Start by understanding your role clearly. Ask your supervisor what success looks like during probation. Learn which tasks matter most, what mistakes to avoid, and how your performance will be reviewed.
Keep a daily work journal. Write down tasks completed, lessons learned, problems faced, tools used, and feedback received. This habit helps you track progress and prepare for review meetings.
Observe senior engineers closely. Notice how they speak to clients, solve problems, inspect work, read drawings, manage technicians, or handle pressure. Many engineering lessons are learned by watching experienced professionals in real situations.
Do not hide mistakes. If something goes wrong, report it early and honestly. Engineering teams prefer a new employee who communicates problems quickly over someone who hides errors until they become bigger.
Improve one skill every week. One week you may focus on technical drawings. Another week you may improve Excel, AutoCAD, coding, testing, documentation, project tracking, or communication. Small improvements compound quickly.
Build a reputation for reliability. Reply on time, submit work before deadlines, arrive prepared, and follow up after meetings. Reliability often matters as much as raw intelligence.
Professional Growth and Licensing Path
In some countries and engineering fields, a probationary engineer may later pursue professional registration, licensure, or certification. This is especially important in civil, structural, electrical, mechanical, and public safety-related engineering roles.
In the United States, for example, the Fundamentals of Engineering exam is generally considered the first step toward becoming a licensed Professional Engineer. NCEES states that the FE exam is the first step in the process of becoming a licensed P.E. NSPE also explains that candidates typically need four years of qualifying engineering experience under professional supervision as part of the licensure path.

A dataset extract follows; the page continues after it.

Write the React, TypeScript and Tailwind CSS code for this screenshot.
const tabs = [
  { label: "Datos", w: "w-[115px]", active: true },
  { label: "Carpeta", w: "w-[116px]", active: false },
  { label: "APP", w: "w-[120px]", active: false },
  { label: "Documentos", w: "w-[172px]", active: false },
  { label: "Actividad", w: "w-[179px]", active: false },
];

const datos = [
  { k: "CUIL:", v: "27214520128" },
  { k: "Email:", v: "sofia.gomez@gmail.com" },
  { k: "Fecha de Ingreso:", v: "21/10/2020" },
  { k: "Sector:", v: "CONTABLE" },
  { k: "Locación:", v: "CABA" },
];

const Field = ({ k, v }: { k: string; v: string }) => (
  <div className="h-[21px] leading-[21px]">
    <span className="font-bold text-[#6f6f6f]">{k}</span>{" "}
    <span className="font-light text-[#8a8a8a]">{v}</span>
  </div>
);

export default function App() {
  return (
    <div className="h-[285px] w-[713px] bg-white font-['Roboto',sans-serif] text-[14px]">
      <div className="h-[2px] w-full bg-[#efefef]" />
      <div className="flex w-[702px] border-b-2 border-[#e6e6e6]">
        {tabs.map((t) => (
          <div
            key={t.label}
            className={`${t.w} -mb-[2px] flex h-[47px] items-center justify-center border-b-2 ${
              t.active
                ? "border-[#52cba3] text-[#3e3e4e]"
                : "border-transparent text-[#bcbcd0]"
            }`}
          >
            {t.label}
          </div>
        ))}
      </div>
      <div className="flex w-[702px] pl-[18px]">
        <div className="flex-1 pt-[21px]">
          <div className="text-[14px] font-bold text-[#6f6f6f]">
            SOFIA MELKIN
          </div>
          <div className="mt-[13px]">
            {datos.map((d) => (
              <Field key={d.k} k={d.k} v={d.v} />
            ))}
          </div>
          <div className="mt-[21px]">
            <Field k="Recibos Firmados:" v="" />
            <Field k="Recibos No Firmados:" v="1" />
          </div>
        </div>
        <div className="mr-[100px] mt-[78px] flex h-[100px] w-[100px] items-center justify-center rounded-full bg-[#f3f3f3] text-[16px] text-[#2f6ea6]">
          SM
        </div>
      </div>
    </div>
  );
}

Not every engineering job requires licensure, especially in software, manufacturing, or private industry roles. Still, professional certifications can strengthen credibility and career growth.
Mistakes Probationary Engineers Should Avoid
One common mistake is pretending to understand everything. New engineers sometimes stay silent because they fear looking weak. In reality, asking thoughtful questions shows maturity.

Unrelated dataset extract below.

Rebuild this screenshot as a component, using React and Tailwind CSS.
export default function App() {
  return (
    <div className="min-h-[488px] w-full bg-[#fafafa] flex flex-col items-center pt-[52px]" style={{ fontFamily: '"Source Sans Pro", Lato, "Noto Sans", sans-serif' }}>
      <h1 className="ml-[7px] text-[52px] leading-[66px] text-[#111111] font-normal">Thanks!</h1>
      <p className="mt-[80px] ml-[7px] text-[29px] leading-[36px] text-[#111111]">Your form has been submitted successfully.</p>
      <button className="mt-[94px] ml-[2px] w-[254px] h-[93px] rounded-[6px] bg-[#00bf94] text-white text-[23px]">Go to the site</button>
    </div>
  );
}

Another mistake is ignoring documentation. Verbal instructions are easy to forget. A good engineer records important details, confirms unclear points, and keeps evidence of completed work.
A third mistake is poor communication. If a task is delayed, the supervisor should know before the deadline, not after. If a calculation, drawing, or report has uncertainty, it should be explained clearly.

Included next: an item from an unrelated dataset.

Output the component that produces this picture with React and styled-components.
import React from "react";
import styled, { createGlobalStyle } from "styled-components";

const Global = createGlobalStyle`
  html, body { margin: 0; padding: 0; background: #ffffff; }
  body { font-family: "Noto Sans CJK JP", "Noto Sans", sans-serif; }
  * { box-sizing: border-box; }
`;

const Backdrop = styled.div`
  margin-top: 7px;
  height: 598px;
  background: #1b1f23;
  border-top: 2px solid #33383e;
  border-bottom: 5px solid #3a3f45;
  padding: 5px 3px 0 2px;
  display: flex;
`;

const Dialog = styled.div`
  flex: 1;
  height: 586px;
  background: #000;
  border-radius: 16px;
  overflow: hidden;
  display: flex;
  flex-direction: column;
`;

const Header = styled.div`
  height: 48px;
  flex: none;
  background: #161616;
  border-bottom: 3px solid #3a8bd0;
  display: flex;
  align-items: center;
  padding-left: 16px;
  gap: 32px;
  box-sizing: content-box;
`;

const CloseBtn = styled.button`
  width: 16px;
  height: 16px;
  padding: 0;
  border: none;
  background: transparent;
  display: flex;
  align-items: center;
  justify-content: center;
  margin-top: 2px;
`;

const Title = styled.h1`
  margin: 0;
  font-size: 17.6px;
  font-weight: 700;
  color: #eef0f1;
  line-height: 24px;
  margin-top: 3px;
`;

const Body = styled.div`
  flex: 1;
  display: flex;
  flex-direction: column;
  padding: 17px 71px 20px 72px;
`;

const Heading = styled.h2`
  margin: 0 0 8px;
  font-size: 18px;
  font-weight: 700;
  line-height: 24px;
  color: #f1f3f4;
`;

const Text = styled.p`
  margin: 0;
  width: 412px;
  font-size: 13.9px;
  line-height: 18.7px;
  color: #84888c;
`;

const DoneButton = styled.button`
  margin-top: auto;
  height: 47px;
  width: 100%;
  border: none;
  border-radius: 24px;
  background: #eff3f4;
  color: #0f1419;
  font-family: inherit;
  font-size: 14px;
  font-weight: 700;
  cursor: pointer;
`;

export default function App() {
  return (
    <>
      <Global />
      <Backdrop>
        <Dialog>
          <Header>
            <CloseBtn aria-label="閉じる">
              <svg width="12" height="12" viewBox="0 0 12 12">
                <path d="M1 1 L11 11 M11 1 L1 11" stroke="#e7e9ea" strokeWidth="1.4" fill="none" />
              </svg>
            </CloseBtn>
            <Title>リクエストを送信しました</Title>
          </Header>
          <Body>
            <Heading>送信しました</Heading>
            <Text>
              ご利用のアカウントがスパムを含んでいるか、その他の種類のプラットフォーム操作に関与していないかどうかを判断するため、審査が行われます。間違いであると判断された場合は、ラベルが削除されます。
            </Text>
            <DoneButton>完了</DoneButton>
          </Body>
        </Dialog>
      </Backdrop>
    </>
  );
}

Some probationary engineers also focus only on technical tasks and ignore workplace relationships. Engineering is team-based. Respect for technicians, operators, senior engineers, and support staff is essential.
The biggest mistake is treating probation casually. A probationary period can decide confirmation, salary growth, department placement, and future opportunities. The engineer should take it seriously from the first day.
Real-World Example of a Probationary Engineer
Imagine a fresh mechanical engineer joining a manufacturing plant as a probationary engineer. In the first week, they observe production lines, learn safety rules, and understand machine operations. In the second month, they begin preparing downtime reports and assisting maintenance engineers.
One day, a machine stops repeatedly because of overheating. The probationary engineer collects temperature readings, reviews maintenance logs, speaks with the technician, and notices that cooling airflow is blocked by dust buildup. They report the finding, support the cleaning schedule, and help reduce repeat stoppages.
This example shows how a probationary engineer can create value without being the most experienced person in the room. Careful observation, documentation, and communication can make a real difference.
Is a Probationary Engineer a Good Career Start?
Yes, a probationary engineer role can be an excellent career start if the engineer uses it wisely. It provides exposure to real projects, workplace expectations, industry tools, professional communication, and practical problem-solving.
The role may feel stressful because performance is being evaluated. However, that pressure can also create discipline. Engineers who develop strong habits during probation often move faster into confirmed roles, specialized departments, leadership tracks, or advanced technical positions.
The key is to see probation as a learning window. Every task, meeting, correction, and site visit can become part of your professional growth.
FAQ About Probationary Engineer Roles
What is a Probationary Engineer?
A Probationary Engineer is a newly hired or entry-level engineer working under an evaluation period before permanent confirmation. The company reviews their technical skills, attitude, learning ability, communication, and job performance.
How long does a probationary engineering job last?
Most probationary engineering roles last three to six months, though some companies may use shorter or longer periods depending on the role, industry, and company policy.
Can a probationary engineer become permanent?
Yes. If the engineer meets performance expectations, follows workplace standards, learns quickly, and shows professionalism, the company may confirm them as a permanent employee.
What should a probationary engineer focus on?
A probationary engineer should focus on learning the job, improving technical skills, communicating clearly, documenting work, accepting feedback, following safety rules, and building trust with the team.
Is probation normal for engineering jobs?
Yes, probation is common in many engineering jobs, especially for fresh graduates, junior engineers, and new hires. It helps employers evaluate fit and helps engineers adjust to the workplace.
Conclusion
A Probationary Engineer role is one of the most important early stages in an engineering career. It is the point where academic knowledge meets real-world responsibility. During probation, engineers learn how projects work, how teams communicate, how safety rules are followed, and how technical decisions affect cost, quality, and performance.
For employers, the probation period helps identify reliable, skilled, and coachable engineering talent. For new engineers, it is a chance to prove ability, build confidence, and create a strong professional reputation.
The best career tip is simple: take the probation period seriously. Learn every day, ask smart questions, document your work, accept feedback, and show that you can be trusted with responsibility. A probationary engineer who builds these habits early can turn a temporary evaluation period into a long-term engineering career.